酒田は池田太四郎商店(☎0234-22-9986)で作られた包丁。菜切包丁と牛刀を兼ねたような形で「文化包丁」という形式の包丁です。出刃包丁ほどでありませんが、刃身の厚さは元で3.3mm、先で2.0mmあり、かなり頑丈。肉・魚・根菜から葉菜や果物まで、これ一丁でほとんどなんでもこなせる万能型の包丁です。飾りなどは皆無で質実剛健、実用に徹した作りです。刃渡り175mm、全長315mm。
写真は真ん中の1丁は私の家で9年近く使用しているものですが、あとの2丁は先日お客さまから研ぎを頼まれたものです。刃の材質はステンレスではなく日立安来鋼(ひたち やすきはがね)の白紙2号。靭性があって刃こぼれしにくく、極端に硬くはないので比較的研ぎやすい刃物専用の鋼材です。ステンレスの包丁とちがって錆びやすく水気や汚れをまめに拭き取るなどの手入れを必要としますが、よく研けば「包丁の重さで」切れるようなすばらしい切れ味を堪能することができます。

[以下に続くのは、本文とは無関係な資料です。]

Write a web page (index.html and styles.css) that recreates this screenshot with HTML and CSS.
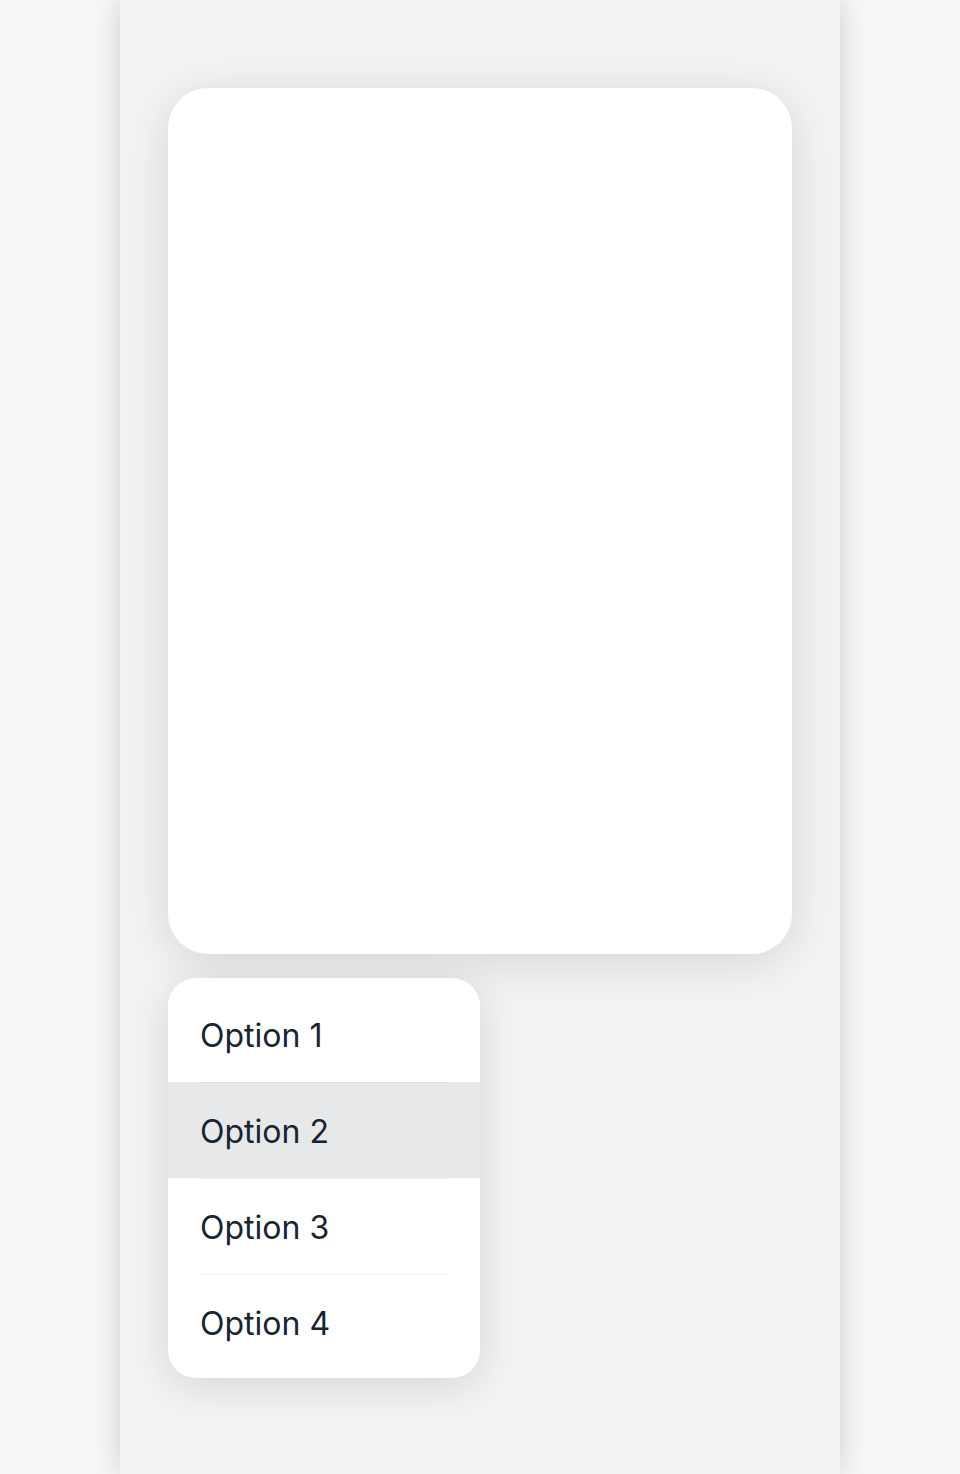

3本とも元々はまったく同じ型と大きさの包丁なのですが、明らかに幅はちがっていますね。計ってみると上は47mm、中が42mm、下は37mmしかありません。お客さまによれば下の包丁はもう20年以上愛用されているとのことで、新品に比べ10mm以上細身になってしまいました。柄は一度すげかえているみたいですね。ただし研ぎはいつもだと製造先&購入先の池田太四郎商店さんにときどきお願いしているそうです。
今回は急ぎということで当工房に持ち込まれたわけですが、面白いと思ったのはまったく同じ包丁でありながら研ぎの仕方が異なることです。当工房では自宅のも含めて都合3丁この包丁を使っているのですが、当然自分で研ぐので、切れ味重視で研いでいます。切れが甘くなったらすぐに研ぐ。それに対しお客さまの包丁は刃先の0.5mmくらいだけ一目でわかるくらいに光っています。つまりよほど摩耗しないかぎり、刃先だけを仕上砥石で研ぎ直ししているということです。その角度は私がふだん研いでいる場合よりやや鈍角。つまり刃の角度が2段階になっているということです。
刃物は身が薄く切れ刃の角度が浅いほど抵抗が少ないので切れ味はいいのですが、そのかわり折れたり欠けたり摩滅しやすくなります。そこで全体はほどほどの厚さ+鋭角の刃にしながら、先端の0.5〜1mmくらいだけ基本角度より2、3度ほど大きな角度で研ぎます。これを「2段研ぎ」といいますが、こうすることによって切れ味はいくぶん鈍るものの格段に刃持ちがよくなります。これはご自身で刃研ぎができない場合の一種の解決策といっていいかもしれません。